Dorothea Agetle (born 6 April 1950 in Sluderno) is an Italian Paralympic cross-country skier, the first woman to win a Winter Paralympic medal for Italy. She won two silver and four bronze medals.

Career 

At the 1988 Winter Paralympics, in Innsbruck, she competed in Women's Long Distance 5 kilometers Gr II, and Women's Short Distance 2.5 kilometers Gr II.

At the 1992 Winter Paralympics, in Albertville, she won bronze medals in Women's Long Distance 5 kilometers LW10-11, and Women's Short Distance 2.5 kilometers LW10-11.

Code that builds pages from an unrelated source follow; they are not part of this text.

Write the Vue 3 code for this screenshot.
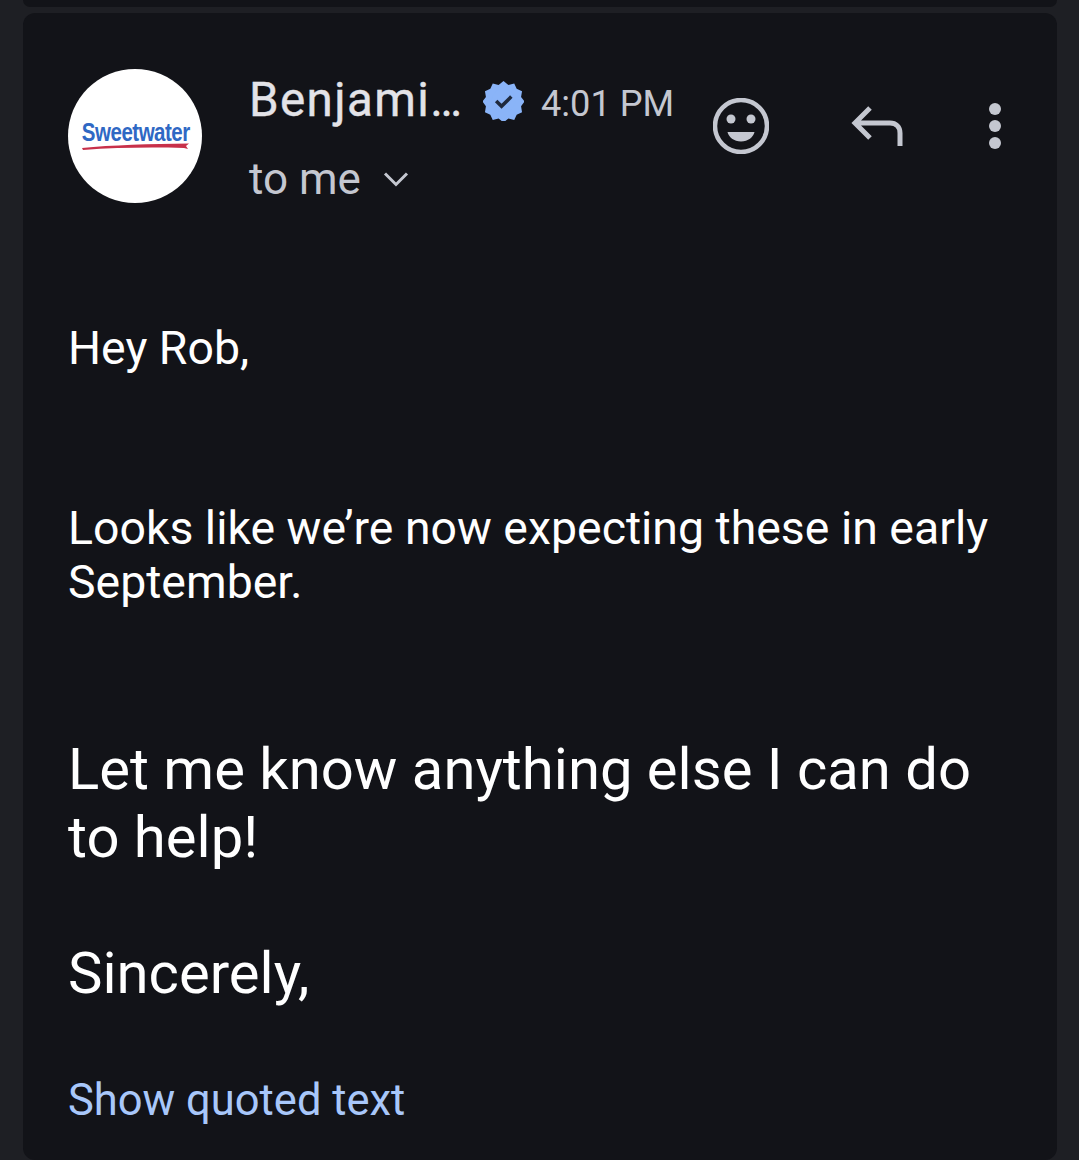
<template>
  <div class="screen">
    <div class="card card--prev"></div>
    <div class="card">
      <header class="head">
        <div class="avatar">
          <div class="logo">
            <span class="logo__word">Sweetwater</span>
            <svg class="logo__swoosh" viewBox="0 0 110 9" width="110" height="9">
              <path d="M1 6 C30 3 70 2 108 1.500 L105 4 L107 7 L103 6 C70 5 35 5.500 2 8Z" fill="#c8304a" />
            </svg>
          </div>
        </div>
        <div class="who">
          <div class="who__top">
            <span class="who__name">Benjami…</span>
            <svg class="badge" viewBox="0 0 42 42" width="41" height="41">
              <path fill="#8ab4f8" d="M21 1l5 4 6-1.500 2.500 5.500 5.500 2.500-1 6 3.500 4.500-3.500 5 1 6-5.500 2.500-2.500 5.500-6-1.500-5 4-5-4-6 1.500-2.500-5.500-5.500-2.500 1-6-3.500-5 3.500-4.500-1-6 5.500-2.500 2.500-5.500 6 1.500z" />
              <circle cx="21" cy="21" r="12" fill="#8ab4f8" />
              <path d="M13.500 21.500l5.500 5.500 10-10" fill="none" stroke="#1f2a3d" stroke-width="3.600" />
            </svg>
            <span class="who__time">4:01 PM</span>
          </div>
          <div class="who__to">
            <span>to me</span>
            <svg viewBox="0 0 26 16" width="26" height="16" class="chev">
              <path d="M2 2.500l11 11 11-11" fill="none" stroke="#c4c7d0" stroke-width="3" />
            </svg>
          </div>
        </div>
        <div class="actions">
          <svg viewBox="0 0 56 56" width="56" height="56" class="act-smile">
            <circle cx="28" cy="28" r="26" fill="none" stroke="#c4c7d0" stroke-width="4.500" />
            <circle cx="18" cy="21" r="4.500" fill="#c4c7d0" />
            <circle cx="38" cy="21" r="4.500" fill="#c4c7d0" />
            <path d="M14.500 34h27c-1 5-6.500 9.500-13.500 9.500s-12.500-4.500-13.500-9.500z" fill="#c4c7d0" />
          </svg>
          <svg viewBox="0 0 52 42" width="52" height="42" class="act-reply">
            <path d="M19 3L4 18l15 15M4 18h35c6 0 10 4 10 10v13" fill="none" stroke="#c4c7d0" stroke-width="5" />
          </svg>
          <svg viewBox="0 0 12 46" width="12" height="46" class="act-more">
            <circle cx="6" cy="6" r="6" fill="#c4c7d0" />
            <circle cx="6" cy="23" r="6" fill="#c4c7d0" />
            <circle cx="6" cy="40" r="6" fill="#c4c7d0" />
          </svg>
        </div>
      </header>

      <div class="body">
        <p class="msg msg--hey">Hey Rob,</p>
        <p class="msg msg--looks">Looks like we’re now expecting these in early September.</p>
        <p class="msg-lg msg--let">Let me know anything else I can do to help!</p>
        <p class="msg-lg msg--sincerely">Sincerely,</p>
        <a class="quoted">Show quoted text</a>
      </div>
    </div>
  </div>
</template>

<script setup>
</script>

<style>
html, body { margin: 0; background: #1e1f24; }
</style>

<style scoped>
.screen {
  width: 1079px; height: 1160px; overflow: hidden;
  background: #1e1f24;
  padding: 0 22px 0 23px; box-sizing: border-box;
  display: flex; flex-direction: column; gap: 6px;
  font-family: Roboto, sans-serif;
}
.card {
  background: #121318;
  border-radius: 12px;
  flex: 1;
  padding: 56px 0 0 45px;
}
.card--prev {
  flex: none; height: 7px; padding: 0;
  border-radius: 0 0 12px 12px;
}
.head { display: flex; align-items: flex-start; }
.avatar {
  width: 134px; height: 134px; border-radius: 50%;
  background: #fff; flex: none;
  display: flex; align-items: center; justify-content: center;
}
.logo { display: flex; flex-direction: column; align-items: center; margin: 0 0 1px 2px; }
.logo__word {
  font-family: "Liberation Sans", sans-serif; font-weight: 700;
  font-size: 25px; line-height: 24px; color: #2f68c4;
  letter-spacing: -0.6px;
  transform: scaleX(0.82);
}
.logo__swoosh { display: block; margin-top: -2px; }
.who { margin-left: 47px; width: 440px; flex: none; }
.who__top { display: flex; align-items: center; height: 62px; }
.who__name { width: 214px; font-size: 47.500px; letter-spacing: 1.400px; color: #e3e3e8; line-height: 62px; white-space: nowrap; -webkit-text-stroke: 0.400px #e3e3e8; }
.badge { margin-left: 20px; flex: none; }
.who__time { font-size: 36.200px; color: #c4c7d0; margin: 6px 0 0 17px; }
.who__to {
  display: flex; align-items: center; gap: 22px;
  font-size: 44px; color: #c4c7d0; height: 50px; margin-top: 23px;
}
.actions { display: flex; align-items: flex-start; }
.act-smile { margin: 29px 0 0 24px; flex: none; }
.act-reply { margin: 36px 0 0 82px; flex: none; }
.act-more { margin: 34px 0 0 86px; flex: none; }
.body { margin-top: 117px; color: #fff; }
.msg, .msg-lg { margin: 0; width: 950px; }
.msg { font-size: 46.400px; line-height: 54px; }
.msg-lg { font-size: 58px; line-height: 68px; }
.msg--looks { margin-top: 126px; }
.msg--let { margin-top: 126px; }
.msg--sincerely { margin-top: 68px; }
.quoted { display: block; margin-top: 67px; font-size: 43.500px; line-height: 54px; color: #a8c7fa; }
</style>
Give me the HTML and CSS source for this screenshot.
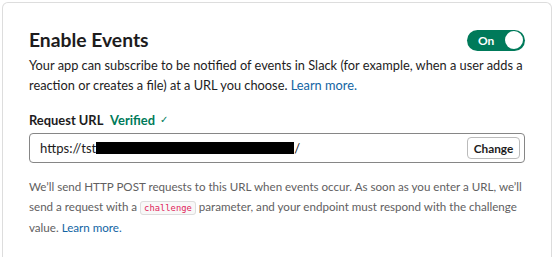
FILE: index.html
```html
<!DOCTYPE html>
<html>
<head>
<meta name="viewport" content="width=device-width, initial-scale=1">
<link rel="stylesheet" href="styles.css">
</head>
<body>

<div class="card">
  <div class="card-head">
    <h2 class="title">Enable Events</h2>
    <span class="toggle"><span class="toggle-label">On</span><span class="knob"></span></span>
  </div>
  <p class="desc">Your app can subscribe to be notified of events in Slack (for example, when a user adds a reaction or creates a file) at a URL you choose. <a href="#">Learn more.</a></p>

  <div class="field-label">Request URL <span class="verified">Verified <span class="check">&#10003;</span></span></div>
  <div class="url-box">
    <span class="url">https://tst<span class="redact"></span>/</span>
    <button class="change">Change</button>
  </div>

  <p class="help">We&rsquo;ll send HTTP POST requests to this URL when events occur. As soon as you enter a URL, we&rsquo;ll send a request with a <code>challenge</code> parameter, and your endpoint must respond with the challenge value. <a href="#">Learn more.</a></p>
</div>

</body>
</html>
```

FILE: styles.css
```css
body {
  margin: 0;
  padding: 2px 3px 0 2px;
  font-family: Lato, "Open Sans", sans-serif;
  color: #1d1c1d;
  background: #fff;
}

.card {
  border: 1px solid #ddd;
  border-bottom: none;
  border-radius: 6px 6px 0 0;
  padding: 22px 26px 40px 26px;
  height: 260px;
  box-sizing: border-box;
}

.card-head {
  display: flex;
  justify-content: space-between;
  align-items: center;
}

.title {
  margin: 0;
  font-size: 19.3px;
  font-weight: 700;
  line-height: 30px;
}

.toggle {
  display: flex;
  align-items: center;
  justify-content: space-between;
  width: 58px;
  height: 21px;
  box-sizing: border-box;
  padding: 0 2px 0 11px;
  border-radius: 11px;
  background: #007a5a;
}

.toggle-label {
  color: #fff;
  font-size: 12px;
  font-weight: 700;
}

.knob {
  width: 18px;
  height: 18px;
  border-radius: 50%;
  background: #fff;
}

.desc {
  margin: 1px 0 0 0;
  font-size: 12.8px;
  line-height: 19.5px;
}

a {
  color: #1264a3;
  text-decoration: none;
}

.field-label {
  margin-top: 14px;
  font-size: 12.9px;
  font-weight: 700;
  line-height: 20px;
}

.verified {
  margin-left: 4px;
  color: #007a5a;
}

.check {
  font-size: 10px;
  font-weight: 400;
  margin-left: 2px;
  vertical-align: 2px;
}

.url-box {
  display: flex;
  align-items: center;
  justify-content: space-between;
  margin-top: 3px;
  height: 30px;
  box-sizing: border-box;
  border: 1px solid #868686;
  border-radius: 4px;
  padding: 0 4px 0 10px;
}

.url {
  font-size: 13.1px;
  color: #1d1c1d;
  display: flex;
  align-items: center;
}

.redact {
  display: inline-block;
  width: 198px;
  height: 12px;
  background: #000;
}

.change {
  font-family: inherit;
  font-size: 11.8px;
  font-weight: 700;
  color: #1d1c1d;
  background: #fff;
  border: 1px solid #bbb;
  border-radius: 4px;
  height: 22px;
  width: 53px;
  padding: 0;
}

.help {
  margin: 14px 0 0 0;
  font-size: 11.6px;
  line-height: 20px;
  color: #616061;
}

code {
  font-family: "DejaVu Sans Mono", monospace;
  font-size: 8.8px;
  color: #e01e5a;
  background: #f8f8f8;
  border: 1px solid #ddd;
  border-radius: 3px;
  padding: 1px 3px;
}
```
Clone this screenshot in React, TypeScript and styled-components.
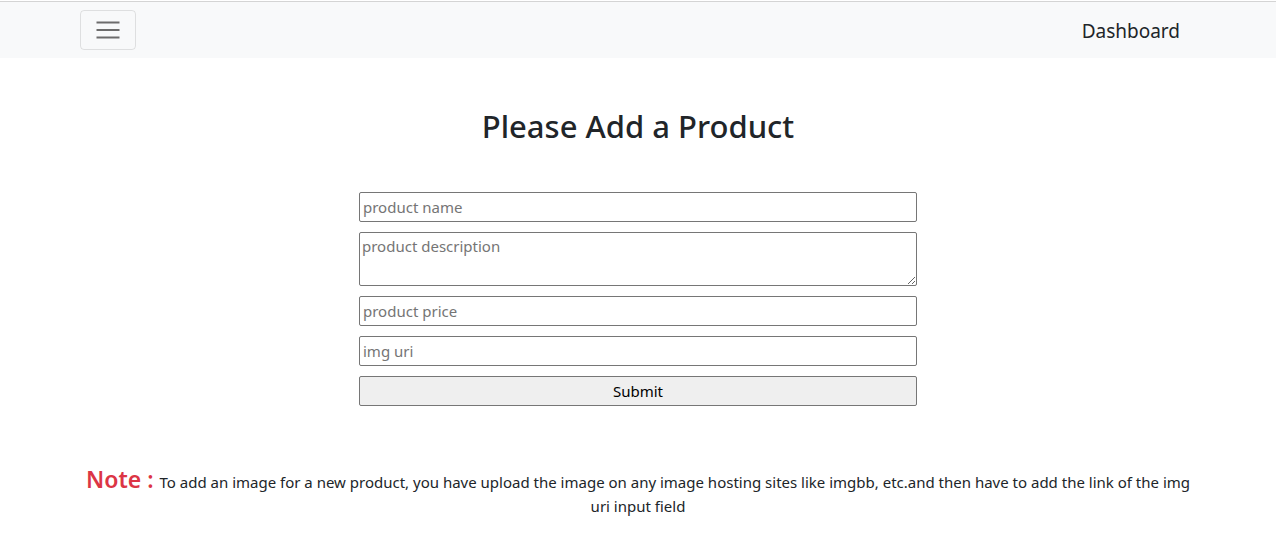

At the 1994 Winter Paralympics, she won a silver medal in Women's 10 kilometers Sitski LW10-11, and bronze medals in Women's 5 kilometers Sitski LW10-11, and Women's 2.5 kilometers Sitski LW10-11. At the 1998 Winter Paralympics, in Nagano, she won a silver medal in Women's 10 kilometers Sitski LW10-12. She competed in Women's 5 kilometers Sitski LW10-12, and Women's 2.5 kilometers Sitski LW10-12.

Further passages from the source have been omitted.